We’re talking huge numbers, too. The top 100 funds have seen the accounting value of their liabilities plunge by a third since the end of 2020 according to analyst group Milliman.
Savings: $685 billion.
That’s far more than pensions have lost on stocks and bonds over the same period. With rates still high this year, while stocks have rebounded, the top 100 funds ended July in the black with $1.04 in assets for every $1 in future liabilities, according to Milliman’s numbers. Insurance giant Aon puts the figure at $1.02.
Since late 2021, the average discount rate used by these funds to calculate the value of future obligations has nearly doubled, from 2.73% to 5.25%.
“Over the last 12 months (August 2022–July 2023), the cumulative asset return for these plans has been 1.6%, and yet the Milliman 100 PFI funded status deficit has improved by $43 billion,” Milliman reports. “This funded status gain is primarily the result of significant increases in discount rates over the past 12-month period. Discount rates increased by 100 bps to 5.25% from 4.25% one year ago.”
This leaves pensions on average in their best financial shape since just before the last two financial crashes, in 2007 and in the early 2000s. And it also leaves them vulnerable to any fall in interest rates.
In the private sector, defined-benefit plans such as these are holdovers from a bygone age. Such traditional pension plans pay retirees an income for life based upon their salary and years of service. The corporation which manages the fund bears the investment risk, whereas in modern defined-contribution plans — such as 401(k)s — the risks are borne by the employee. The top 100 corporate plans now hold $1.35 trillion in assets, according to Milliman.

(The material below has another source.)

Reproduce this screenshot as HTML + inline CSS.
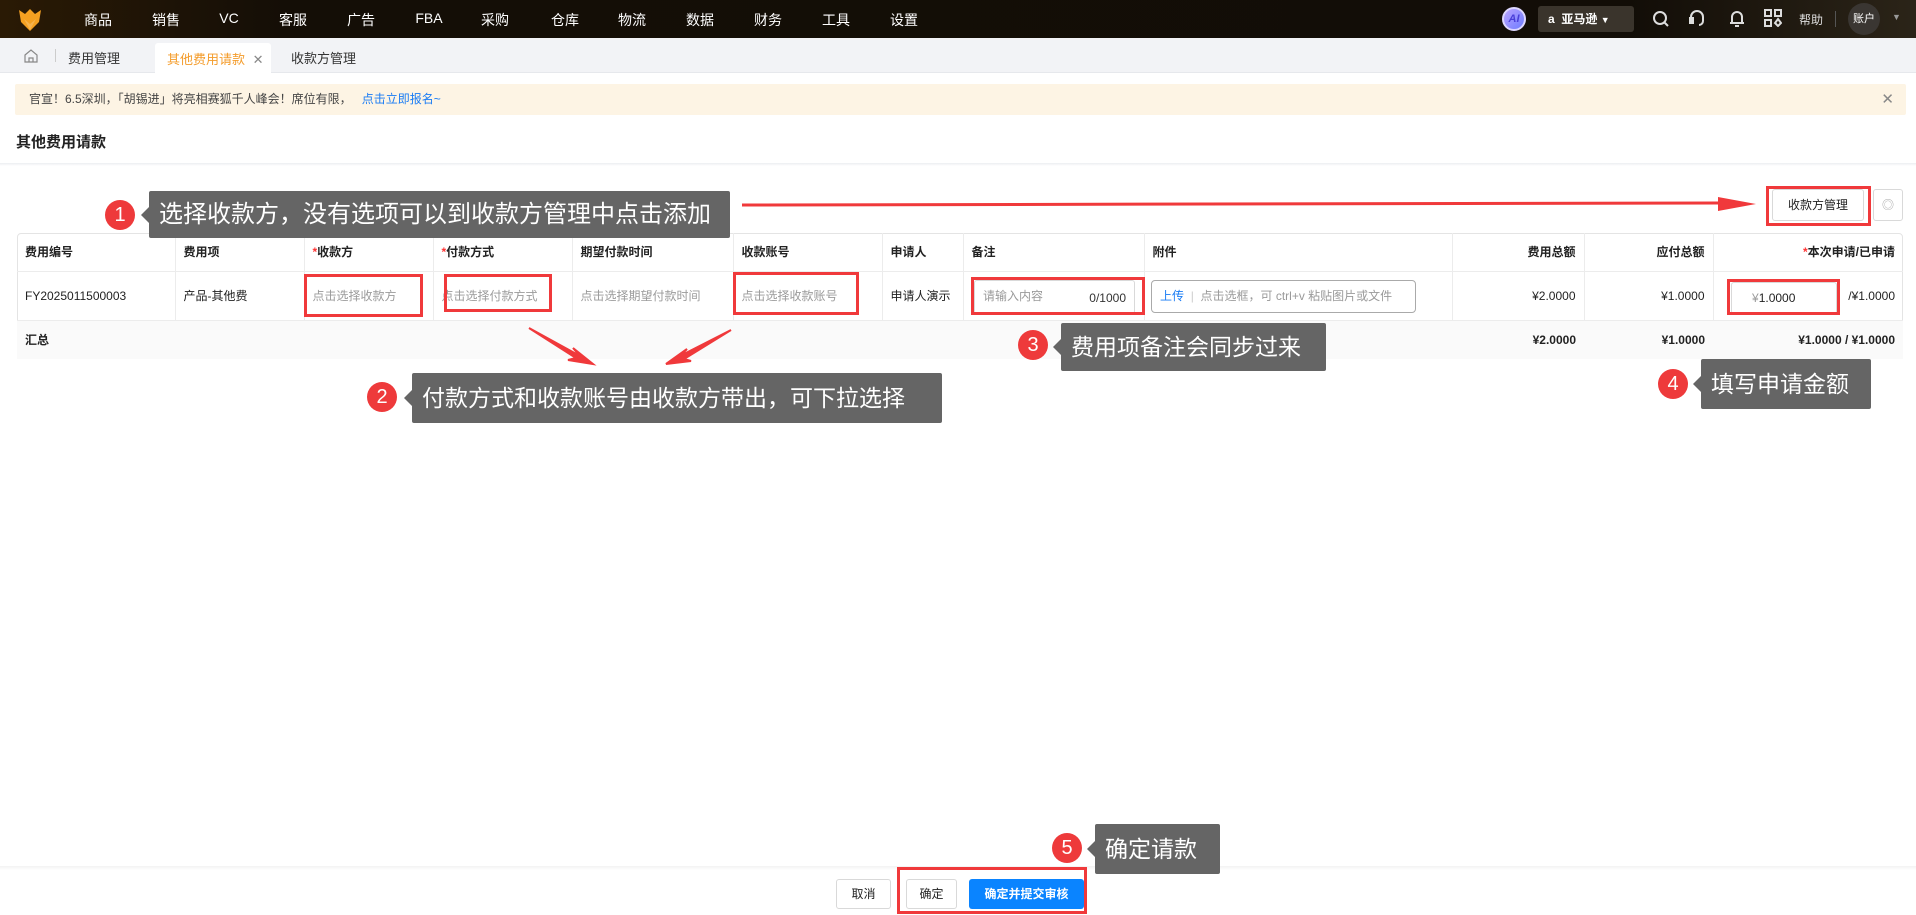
<!DOCTYPE html>
<html><head><meta charset="utf-8"><style>
*{box-sizing:border-box;margin:0;padding:0}
body{width:1916px;height:915px;position:relative;overflow:hidden;background:#fff;font-family:"Liberation Sans","Noto Sans CJK SC",sans-serif;font-size:13px;color:#222}
.a{position:absolute}
.nav{left:0;top:0;width:1916px;height:38px;background:linear-gradient(90deg,#2a1a05 0%,#140e06 15%,#120d07 85%,#2b2418 100%)}
.nav .m{position:absolute;top:10px;color:#fff;font-size:14px;transform:translateX(-50%)}
.tabs{left:0;top:38px;width:1916px;height:35px;background:#f2f3f6;border-bottom:1px solid #e6e8ec}
.notice{left:15px;top:84px;width:1891px;height:31px;background:#fdf4e4;border-radius:2px;font-size:12px;color:#444;line-height:31px;padding-left:14px}
table{border-collapse:collapse;position:absolute;left:17px;top:233px;width:1886px;table-layout:fixed;font-size:12px}
td,th{border-right:1px solid #ececec;border-bottom:1px solid #ececec;padding:0 8px;text-align:left;white-space:nowrap;overflow:visible}
th{height:38px;font-weight:bold}
td{height:49px}
tr.s td{height:39px;background:#fafafa;font-weight:bold;border:none}
.tw{position:absolute;left:17px;top:233px;width:1886px;height:126px;border:1px solid #e4e4e4;border-radius:4px}
.ph{color:#9a9a9a}
.r{text-align:right}
.red{position:absolute;border:3px solid #f0393b}
.circ{position:absolute;width:30px;height:30px;border-radius:50%;background:#ee3a3b;color:#fff;font-size:20px;text-align:center;line-height:30px}
.co{position:absolute;background:#656565;color:#fff;font-size:23px;padding-left:10px;border-radius:2px;white-space:nowrap}
.co:before{content:"";position:absolute;left:-8px;top:50%;margin-top:-8px;border:8px solid transparent;border-left:none;border-right-color:#656565}
.btn{position:absolute;border:1px solid #d9d9d9;border-radius:3px;background:#fff;text-align:center;font-size:12px}
</style></head><body>
<div class="a nav">
<svg class="a" style="left:18px;top:8px" width="24" height="24" viewBox="0 0 24 24"><path d="M1 2 L7 6 L12 1 L17 6 L23 2 L21 14 L12 23 L3 14Z" fill="#f4a021"/><path d="M6 11 L12 16 L18 11 L12 22Z" fill="#fff3"/></svg>
<span class="m" style="left:98px">商品</span><span class="m" style="left:166px">销售</span><span class="m" style="left:229px">VC</span><span class="m" style="left:293px">客服</span><span class="m" style="left:361px">广告</span><span class="m" style="left:429px">FBA</span><span class="m" style="left:495px">采购</span><span class="m" style="left:565px">仓库</span><span class="m" style="left:632px">物流</span><span class="m" style="left:700px">数据</span><span class="m" style="left:768px">财务</span><span class="m" style="left:836px">工具</span><span class="m" style="left:904px">设置</span>
<div class="a" style="left:1502px;top:7px;width:24px;height:24px;border-radius:50%;background:linear-gradient(135deg,#b9a4ff,#6e7cff);border:2px solid #dcd6ff;color:#4a3fd8;font-weight:bold;font-size:11px;text-align:center;line-height:20px;font-style:italic">AI</div>
<div class="a" style="left:1538px;top:6px;width:96px;height:26px;background:#3a342c;border-radius:3px;color:#fff;font-size:12px;font-weight:bold;line-height:26px;padding-left:10px">a&nbsp; 亚马逊 <span style="font-size:9px">▼</span></div>
<svg class="a" style="left:1652px;top:10px" width="18" height="18" viewBox="0 0 18 18" fill="none" stroke="#ddd" stroke-width="2"><circle cx="8" cy="8" r="6"/><path d="M12.5 12.5 L16 16"/></svg>
<svg class="a" style="left:1688px;top:9px" width="18" height="20" viewBox="0 0 18 20" fill="none" stroke="#ddd" stroke-width="2"><path d="M3 11 V8 a6 6 0 0 1 12 0 V12 a4 4 0 0 1 -4 4"/><rect x="2" y="9" width="3" height="5" fill="#ddd"/></svg>
<svg class="a" style="left:1728px;top:9px" width="18" height="20" viewBox="0 0 18 20" fill="none" stroke="#ddd" stroke-width="2"><path d="M4 14 V8 a5 5 0 0 1 10 0 V14 Z M2 14 H16 M7 17 H11"/></svg>
<svg class="a" style="left:1764px;top:9px" width="18" height="18" viewBox="0 0 18 18" fill="none" stroke="#ddd" stroke-width="2"><rect x="1" y="1" width="6" height="6"/><rect x="11" y="1" width="6" height="6"/><rect x="1" y="11" width="6" height="6"/><path d="M14 10 L17 14 L14 17 L11 14Z"/></svg>
<span class="a" style="left:1799px;top:11px;color:#ddd;font-size:12px">帮助</span>
<div class="a" style="left:1835px;top:11px;width:1px;height:16px;background:#555"></div>
<div class="a" style="left:1848px;top:3px;width:32px;height:32px;border-radius:50%;background:#3a3632;color:#fff;font-size:11px;text-align:center;line-height:32px">账户</div>
<span class="a" style="left:1892px;top:12px;color:#999;font-size:9px">▼</span>
</div>
<div class="a tabs">
<svg class="a" style="left:24px;top:11px" width="14" height="14" viewBox="0 0 14 14" fill="none" stroke="#888" stroke-width="1.2"><path d="M1 6 L7 1 L13 6 V13 H1Z M5 13 V9 H9 V13"/></svg>
<div class="a" style="left:55px;top:11px;width:1px;height:13px;background:#ccc"></div>
<span class="a" style="left:68px;top:10px;color:#333">费用管理</span>
<div class="a" style="left:155px;top:5px;width:116px;height:31px;background:#fff;border-radius:3px 3px 0 0;color:#f49c2b;padding:6px 0 0 12px">其他费用请款 <span style="color:#888;margin-left:4px">✕</span></div>
<span class="a" style="left:291px;top:10px;color:#333">收款方管理</span>
</div>
<div class="a notice">官宣！6.5深圳，「胡锡进」将亮相赛狐千人峰会！席位有限，&nbsp;&nbsp;&nbsp;<span style="color:#1a7cf4">点击立即报名~</span><span style="position:absolute;right:12px;color:#888;font-size:15px">✕</span></div>
<div class="a" style="left:16px;top:131px;font-size:15px;font-weight:bold;color:#222">其他费用请款</div>
<div class="a" style="left:0;top:163px;width:1916px;height:3px;background:linear-gradient(#eceef1,#fff)"></div>

<div class="btn" style="left:1772px;top:189px;width:92px;height:32px;line-height:30px">收款方管理</div>
<div class="btn" style="left:1873px;top:189px;width:30px;height:32px;line-height:30px;color:#aaa">◎</div>
<div class="red" style="left:1766px;top:186px;width:105px;height:40px"></div>

<div class="tw"></div>
<table>
<colgroup><col style="width:158px"><col style="width:129px"><col style="width:129px"><col style="width:139px"><col style="width:161px"><col style="width:149px"><col style="width:81px"><col style="width:181px"><col style="width:308px"><col style="width:132px"><col style="width:129px"><col style="width:190px"></colgroup>
<tr><th>费用编号</th><th>费用项</th><th><span style="color:#f33">*</span>收款方</th><th><span style="color:#f33">*</span>付款方式</th><th>期望付款时间</th><th>收款账号</th><th>申请人</th><th>备注</th><th>附件</th><th class="r">费用总额</th><th class="r">应付总额</th><th class="r" style="border-right:none"><span style="color:#f33">*</span>本次申请/已申请</th></tr>
<tr><td>FY2025011500003</td><td>产品-其他费</td><td class="ph">点击选择收款方</td><td class="ph">点击选择付款方式</td><td class="ph">点击选择期望付款时间</td><td class="ph">点击选择收款账号</td><td>申请人演示</td><td></td><td></td><td class="r">¥2.0000</td><td class="r">¥1.0000</td><td class="r" style="border-right:none">/¥1.0000</td></tr>
<tr class="s"><td>汇总</td><td></td><td></td><td></td><td></td><td></td><td></td><td></td><td></td><td class="r">¥2.0000</td><td class="r">¥1.0000</td><td class="r">¥1.0000 / ¥1.0000</td></tr>
</table>
<div class="a" style="left:974px;top:280px;width:161px;height:34px;border:1px solid #d9d9d9;border-radius:3px;font-size:12px;padding:6px 8px"><span class="ph">请输入内容</span><span style="position:absolute;right:8px;top:10px;color:#333">0/1000</span></div>
<div class="a" style="left:1151px;top:280px;width:265px;height:33px;border:1px solid #aaa;border-radius:4px;font-size:12px;line-height:31px;padding-left:8px"><span style="color:#1a7cf4">上传</span> <span style="color:#ccc">&nbsp;|&nbsp;</span> <span class="ph">点击选框，可 ctrl+v 粘贴图片或文件</span></div>
<div class="a" style="left:1731px;top:282px;width:106px;height:32px;border:1px solid #d9d9d9;border-radius:3px;font-size:12px;line-height:30px;padding-left:20px"><span class="ph">¥</span>1.0000</div>

<div class="red" style="left:304px;top:274px;width:119px;height:43px"></div>
<div class="red" style="left:444px;top:274px;width:108px;height:38px"></div>
<div class="red" style="left:733px;top:272px;width:126px;height:43px"></div>
<div class="red" style="left:971px;top:277px;width:174px;height:38px"></div>
<div class="red" style="left:1727px;top:279px;width:113px;height:36px"></div>

<div class="a" style="left:0;top:866px;width:1916px;height:4px;background:linear-gradient(#f3f3f3,#fff)"></div>
<div class="btn" style="left:836px;top:879px;width:55px;height:30px;line-height:28px">取消</div>
<div class="btn" style="left:906px;top:879px;width:51px;height:30px;line-height:28px">确定</div>
<div class="btn" style="left:969px;top:879px;width:115px;height:30px;line-height:30px;background:#0a84ff;border:none;color:#fff;font-weight:bold">确定并提交审核</div>
<div class="red" style="left:897px;top:867px;width:190px;height:47px"></div>

<svg class="a" style="left:0;top:0" width="1916" height="915">
<path d="M742 205 L1720 203" stroke="#f0393b" stroke-width="3"/>
<path d="M1718 197 L1756 204 L1718 211Z" fill="#f0393b"/>
<path d="M529 328 L580 356 L573 348 L593 364 L568 360 L576 358Z" fill="#f0393b" stroke="#f0393b" stroke-width="2"/>
<path d="M731 330 L680 356 L687 349 L666 364 L691 361 L684 359Z" fill="#f0393b" stroke="#f0393b" stroke-width="2"/>
</svg>

<div class="circ" style="left:105px;top:200px">1</div>
<div class="co" style="left:149px;top:191px;width:581px;height:47px;line-height:47px;font-size:24px">选择收款方，没有选项可以到收款方管理中点击添加</div>
<div class="circ" style="left:367px;top:382px">2</div>
<div class="co" style="left:412px;top:373px;width:530px;height:50px;line-height:50px">付款方式和收款账号由收款方带出，可下拉选择</div>
<div class="circ" style="left:1018px;top:330px">3</div>
<div class="co" style="left:1061px;top:323px;width:265px;height:48px;line-height:48px">费用项备注会同步过来</div>
<div class="circ" style="left:1658px;top:369px">4</div>
<div class="co" style="left:1701px;top:359px;width:170px;height:50px;line-height:50px">填写申请金额</div>
<div class="circ" style="left:1052px;top:833px">5</div>
<div class="co" style="left:1095px;top:824px;width:125px;height:50px;line-height:50px">确定请款</div>
</body></html>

Defined-contribution plans, by contrast, hold $9.8 trillion — or more than seven times as much.
Traditional “defined-benefit” plans remain the norm in state and local governments, where they hold an estimated $5.3 trillion in assets and have 27 million active and retired members. The investment risks in those cases are borne by the taxpayers. And many of those funds remain in financial trouble, with an average of 77 cents in assets for each $1 in obligations as of the end of last year.
Just so long as markets keep going up, and interest rates don’t go down, things shouldn’t get any worse.